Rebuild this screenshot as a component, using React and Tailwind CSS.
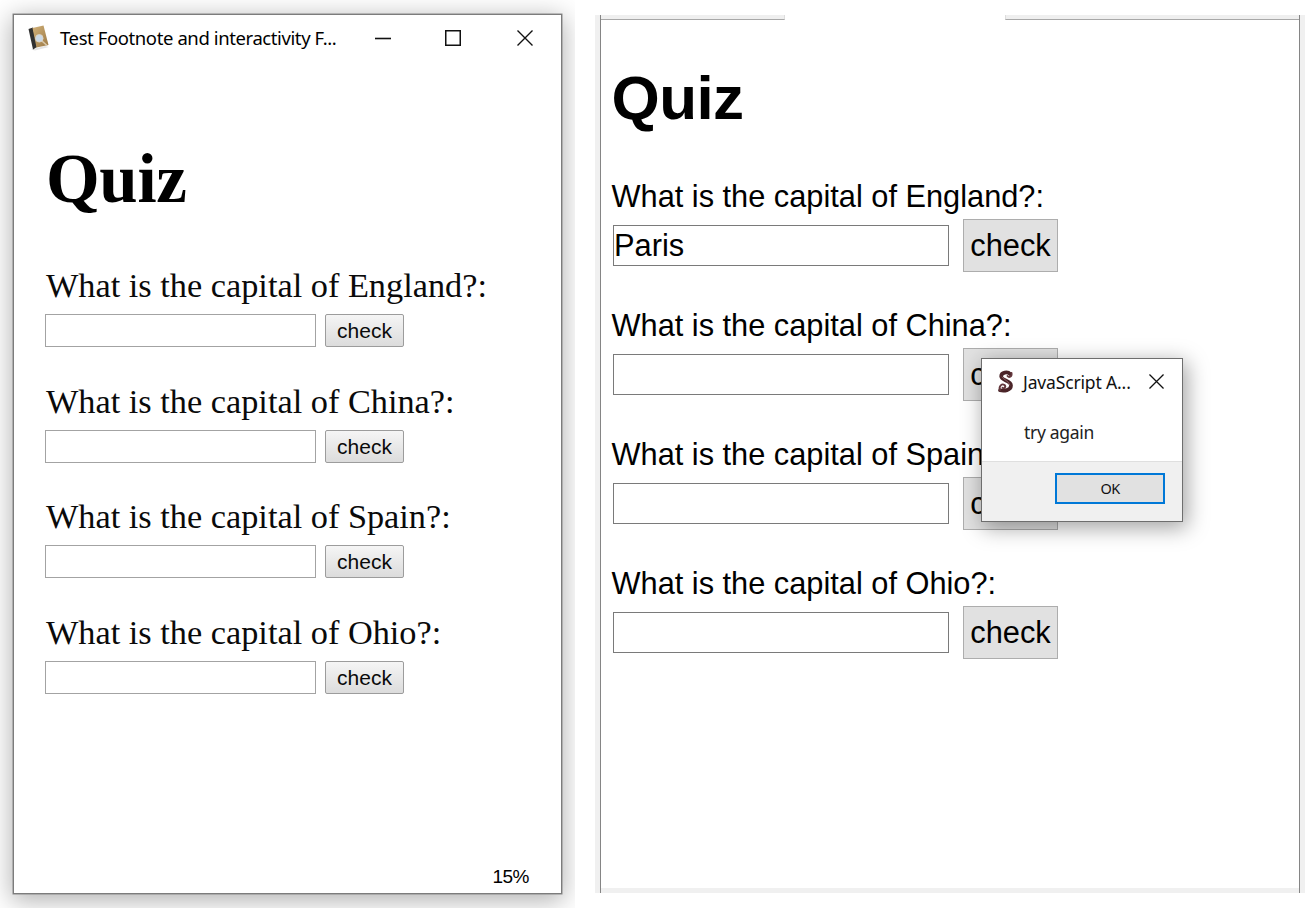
const capitals = ["England", "China", "Spain", "Ohio"];

function CloseIcon({ className }) {
  return (
    <svg className={className} viewBox="0 0 16 16" fill="none" stroke="#111" strokeWidth="1.4">
      <path d="M0.5 0.5 L15.5 15.5 M15.5 0.5 L0.5 15.5" />
    </svg>
  );
}

function BookIcon() {
  return (
    <svg className="h-[26px] w-[22px] shrink-0" viewBox="0 0 22 26">
      <defs>
        <linearGradient id="cover" x1="0" y1="0" x2="1" y2="1">
          <stop offset="0" stopColor="#d2b27a" />
          <stop offset="1" stopColor="#9b7844" />
        </linearGradient>
      </defs>
      <path d="M3 24.5 L17 21 L21 22 L7 25.5 Z" fill="#e4e4e4" />
      <path d="M0.5 4 L5 2.5 L9 22 L5 24.5 Z" fill="#303030" />
      <path d="M4.5 3 L15.5 0.5 L20.5 20 L8.5 22.5 Z" fill="url(#cover)" />
      <path d="M14 16 L19 20.5" stroke="#d8c8aa" strokeWidth="1.6" />
      <circle cx="11.3" cy="13.3" r="3.8" fill="#cbd9e6" stroke="#ddd6c8" strokeWidth="0.8" />
    </svg>
  );
}

function SigilIcon() {
  return (
    <svg className="h-[23px] w-[18px] shrink-0" viewBox="0 0 18 23" fill="none" strokeLinecap="round">
      <path d="M13 4 C11 1.500 4 2 4.200 6.500 C4.500 11 14 10 14 15.500 C14 20.500 7 21.200 3 20.300" stroke="#4a2428" strokeWidth="3.700" />
      <path d="M3 20 C1.500 16 5 13.200 7.500 15 C9.500 17 7 19 5.500 17.800" stroke="#64383d" strokeWidth="1.900" />
      <path d="M14.500 3 C15.200 7 12 8 10.500 6" stroke="#64383d" strokeWidth="1.900" />
      <path d="M5 7 C7 10 12 11 12.800 15" stroke="#a5777a" strokeWidth="0.700" />
    </svg>
  );
}

function ReaderWindow() {
  return (
    <section className="h-[908px] w-[575px] shrink-0 overflow-hidden pl-[13px] pt-[14px]">
      <div className="flex h-[880px] w-[549px] flex-col border border-[#7c7c7c] bg-white shadow-[0_0_0_0.5px_#8a8a8a,0_5px_24px_2px_rgba(0,0,0,0.3)]">
        <header className="flex h-[45px] shrink-0 items-center pl-[14px]">
          <BookIcon />
          <span className="ml-[10px] w-[315px] whitespace-nowrap pt-px font-['Noto_Sans',sans-serif] text-[18.5px] tracking-[-0.4px] text-black">
            Test Footnote and interactivity F...
          </span>
          <svg className="h-4 w-4" viewBox="0 0 16 16">
            <path d="M0 8.500 H16" stroke="#111" strokeWidth="1.600" />
          </svg>
          <svg className="ml-[54px] h-4 w-4" viewBox="0 0 16 16" fill="none">
            <path d="M0.750 0.750 H15.250 V15.250 H0.750 Z" stroke="#111" strokeWidth="1.500" />
          </svg>
          <CloseIcon className="ml-[56px] h-4 w-4" />
        </header>
        <main className="flex-1 pl-[31px] pt-[79px] font-['Liberation_Serif',serif] text-[#0a0a0a]">
          <h1 className="h-[126px] pl-px text-[69px] font-bold leading-[80px] tracking-[-0.3px] text-black">Quiz</h1>
          {capitals.map((place) => (
            <div key={place} className="h-[115.7px]">
              <p className="h-[49px] whitespace-nowrap pl-px text-[34.300px] leading-[40px]">What is the capital of {place}?:</p>
              <div className="flex gap-[9px]">
                <input className="h-[33px] w-[271px] border-[1.5px] border-[#a3a3a3] bg-white outline-none" />
                <button className="h-[33px] w-[79px] rounded-[2px] border border-[#9c9c9c] bg-linear-to-b from-[#f5f5f5] to-[#dcdcdc] font-['Liberation_Sans',sans-serif] text-[21px] leading-[29px]">
                  check
                </button>
              </div>
            </div>
          ))}
        </main>
        <footer className="flex h-[33px] shrink-0 items-center justify-end pr-[32px] pt-[2px] font-['Liberation_Sans',sans-serif] text-[19px] tracking-[-0.5px]">
          15%
        </footer>
      </div>
    </section>
  );
}

function PreviewPane() {
  return (
    <section className="ml-5 mt-[15px] flex h-[878px] w-[710px] flex-col border-x-[5px] border-[#f0f0f0] bg-white">
      <div className="flex h-full flex-col border-x border-[#858585]">
        <div className="flex h-[5px] shrink-0 justify-between">
          <div className="w-[184px] border-b border-r border-[#a8a8a8] border-r-[#ddd] bg-[#efefef]" />
          <div className="w-[294px] border-b border-l border-[#a8a8a8] border-l-[#ddd] bg-[#efefef]" />
        </div>
        <main className="flex-1 pl-[10.500px] pt-[38px] font-['Liberation_Sans',sans-serif] text-black">
          <h1 className="h-[119px] text-[62px] font-bold leading-[80px] tracking-[-0.6px]">Quiz</h1>
          {capitals.map((place, i) => (
            <div key={place} className="h-[129px]">
              <p className="h-[42px] whitespace-nowrap text-[30.750px] leading-[40px]">What is the capital of {place}?:</p>
              <div className="flex items-center gap-[14px] pl-[1.500px]">
                <input
                  defaultValue={i === 0 ? "Paris" : ""}
                  className="h-[41px] w-[336px] border border-[#7a7a7a] bg-white pt-[2px] text-[30.800px] outline-none"
                />
                <button className="h-[53px] w-[95px] border border-[#adadad] bg-[#e1e1e1] pt-[2px] text-[30.800px]">check</button>
              </div>
            </div>
          ))}
        </main>
        <div className="h-[5px] shrink-0 bg-[#f0f0f0]" />
      </div>
    </section>
  );
}

function AlertDialog() {
  return (
    <div
      role="alertdialog"
      className="absolute left-[981px] top-[358px] flex h-[164px] w-[202px] flex-col border-[1.500px] border-[#6e6e6e] bg-white font-['Noto_Sans',sans-serif] text-[#111] shadow-[3px_5px_20px_1px_rgba(0,0,0,0.36)]"
    >
      <header className="flex h-[45px] items-center pl-[15px]">
        <SigilIcon />
        <span className="ml-[8px] w-[126px] whitespace-nowrap pt-px text-[17.500px] tracking-[-0.15px]">JavaScript A...</span>
        <CloseIcon className="h-[15px] w-[15px]" />
      </header>
      <p className="h-[57px] pl-[42px] pt-[15px] text-[17.500px] leading-[26px] tracking-[-0.3px] text-[#222]">try again</p>
      <footer className="flex flex-1 justify-end border-t border-[#dfdfdf] bg-[#f0f0f0] pr-[17px] pt-[11px]">
        <button className="h-[31px] w-[110px] border-2 border-[#0078d7] bg-[#e1e1e1] text-[14.500px] tracking-[-0.6px]">OK</button>
      </footer>
    </div>
  );
}

export default function App() {
  return (
    <div className="relative flex h-[908px] w-[1305px] overflow-hidden bg-white">
      <ReaderWindow />
      <PreviewPane />
      <AlertDialog />
    </div>
  );
}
——
From the material above, reproduce everything verbatim except the pictures.

Exercise solution:
Rebuild this screenshot as a component, using React and Tailwind CSS.
const capitals = ["England", "China", "Spain", "Ohio"];

function CloseIcon({ className }) {
  return (
    <svg className={className} viewBox="0 0 16 16" fill="none" stroke="#111" strokeWidth="1.4">
      <path d="M0.5 0.5 L15.5 15.5 M15.5 0.5 L0.5 15.5" />
    </svg>
  );
}

function BookIcon() {
  return (
    <svg className="h-[26px] w-[22px] shrink-0" viewBox="0 0 22 26">
      <defs>
        <linearGradient id="cover" x1="0" y1="0" x2="1" y2="1">
          <stop offset="0" stopColor="#d2b27a" />
          <stop offset="1" stopColor="#9b7844" />
        </linearGradient>
      </defs>
      <path d="M3 24.5 L17 21 L21 22 L7 25.5 Z" fill="#e4e4e4" />
      <path d="M0.5 4 L5 2.5 L9 22 L5 24.5 Z" fill="#303030" />
      <path d="M4.5 3 L15.5 0.5 L20.5 20 L8.5 22.5 Z" fill="url(#cover)" />
      <path d="M14 16 L19 20.5" stroke="#d8c8aa" strokeWidth="1.6" />
      <circle cx="11.3" cy="13.3" r="3.8" fill="#cbd9e6" stroke="#ddd6c8" strokeWidth="0.8" />
    </svg>
  );
}

function SigilIcon() {
  return (
    <svg className="h-[23px] w-[18px] shrink-0" viewBox="0 0 18 23" fill="none" strokeLinecap="round">
      <path d="M13 4 C11 1.500 4 2 4.200 6.500 C4.500 11 14 10 14 15.500 C14 20.500 7 21.200 3 20.300" stroke="#4a2428" strokeWidth="3.700" />
      <path d="M3 20 C1.500 16 5 13.200 7.500 15 C9.500 17 7 19 5.500 17.800" stroke="#64383d" strokeWidth="1.900" />
      <path d="M14.500 3 C15.200 7 12 8 10.500 6" stroke="#64383d" strokeWidth="1.900" />
      <path d="M5 7 C7 10 12 11 12.800 15" stroke="#a5777a" strokeWidth="0.700" />
    </svg>
  );
}

function ReaderWindow() {
  return (
    <section className="h-[908px] w-[575px] shrink-0 overflow-hidden pl-[13px] pt-[14px]">
      <div className="flex h-[880px] w-[549px] flex-col border border-[#7c7c7c] bg-white shadow-[0_0_0_0.5px_#8a8a8a,0_5px_24px_2px_rgba(0,0,0,0.3)]">
        <header className="flex h-[45px] shrink-0 items-center pl-[14px]">
          <BookIcon />
          <span className="ml-[10px] w-[315px] whitespace-nowrap pt-px font-['Noto_Sans',sans-serif] text-[18.5px] tracking-[-0.4px] text-black">
            Test Footnote and interactivity F...
          </span>
          <svg className="h-4 w-4" viewBox="0 0 16 16">
            <path d="M0 8.500 H16" stroke="#111" strokeWidth="1.600" />
          </svg>
          <svg className="ml-[54px] h-4 w-4" viewBox="0 0 16 16" fill="none">
            <path d="M0.750 0.750 H15.250 V15.250 H0.750 Z" stroke="#111" strokeWidth="1.500" />
          </svg>
          <CloseIcon className="ml-[56px] h-4 w-4" />
        </header>
        <main className="flex-1 pl-[31px] pt-[79px] font-['Liberation_Serif',serif] text-[#0a0a0a]">
          <h1 className="h-[126px] pl-px text-[69px] font-bold leading-[80px] tracking-[-0.3px] text-black">Quiz</h1>
          {capitals.map((place) => (
            <div key={place} className="h-[115.7px]">
              <p className="h-[49px] whitespace-nowrap pl-px text-[34.300px] leading-[40px]">What is the capital of {place}?:</p>
              <div className="flex gap-[9px]">
                <input className="h-[33px] w-[271px] border-[1.5px] border-[#a3a3a3] bg-white outline-none" />
                <button className="h-[33px] w-[79px] rounded-[2px] border border-[#9c9c9c] bg-linear-to-b from-[#f5f5f5] to-[#dcdcdc] font-['Liberation_Sans',sans-serif] text-[21px] leading-[29px]">
                  check
                </button>
              </div>
            </div>
          ))}
        </main>
        <footer className="flex h-[33px] shrink-0 items-center justify-end pr-[32px] pt-[2px] font-['Liberation_Sans',sans-serif] text-[19px] tracking-[-0.5px]">
          15%
        </footer>
      </div>
    </section>
  );
}

function PreviewPane() {
  return (
    <section className="ml-5 mt-[15px] flex h-[878px] w-[710px] flex-col border-x-[5px] border-[#f0f0f0] bg-white">
      <div className="flex h-full flex-col border-x border-[#858585]">
        <div className="flex h-[5px] shrink-0 justify-between">
          <div className="w-[184px] border-b border-r border-[#a8a8a8] border-r-[#ddd] bg-[#efefef]" />
          <div className="w-[294px] border-b border-l border-[#a8a8a8] border-l-[#ddd] bg-[#efefef]" />
        </div>
        <main className="flex-1 pl-[10.500px] pt-[38px] font-['Liberation_Sans',sans-serif] text-black">
          <h1 className="h-[119px] text-[62px] font-bold leading-[80px] tracking-[-0.6px]">Quiz</h1>
          {capitals.map((place, i) => (
            <div key={place} className="h-[129px]">
              <p className="h-[42px] whitespace-nowrap text-[30.750px] leading-[40px]">What is the capital of {place}?:</p>
              <div className="flex items-center gap-[14px] pl-[1.500px]">
                <input
                  defaultValue={i === 0 ? "Paris" : ""}
                  className="h-[41px] w-[336px] border border-[#7a7a7a] bg-white pt-[2px] text-[30.800px] outline-none"
                />
                <button className="h-[53px] w-[95px] border border-[#adadad] bg-[#e1e1e1] pt-[2px] text-[30.800px]">check</button>
              </div>
            </div>
          ))}
        </main>
        <div className="h-[5px] shrink-0 bg-[#f0f0f0]" />
      </div>
    </section>
  );
}

function AlertDialog() {
  return (
    <div
      role="alertdialog"
      className="absolute left-[981px] top-[358px] flex h-[164px] w-[202px] flex-col border-[1.500px] border-[#6e6e6e] bg-white font-['Noto_Sans',sans-serif] text-[#111] shadow-[3px_5px_20px_1px_rgba(0,0,0,0.36)]"
    >
      <header className="flex h-[45px] items-center pl-[15px]">
        <SigilIcon />
        <span className="ml-[8px] w-[126px] whitespace-nowrap pt-px text-[17.500px] tracking-[-0.15px]">JavaScript A...</span>
        <CloseIcon className="h-[15px] w-[15px]" />
      </header>
      <p className="h-[57px] pl-[42px] pt-[15px] text-[17.500px] leading-[26px] tracking-[-0.3px] text-[#222]">try again</p>
      <footer className="flex flex-1 justify-end border-t border-[#dfdfdf] bg-[#f0f0f0] pr-[17px] pt-[11px]">
        <button className="h-[31px] w-[110px] border-2 border-[#0078d7] bg-[#e1e1e1] text-[14.500px] tracking-[-0.6px]">OK</button>
      </footer>
    </div>
  );
}

export default function App() {
  return (
    <div className="relative flex h-[908px] w-[1305px] overflow-hidden bg-white">
      <ReaderWindow />
      <PreviewPane />
      <AlertDialog />
    </div>
  );
}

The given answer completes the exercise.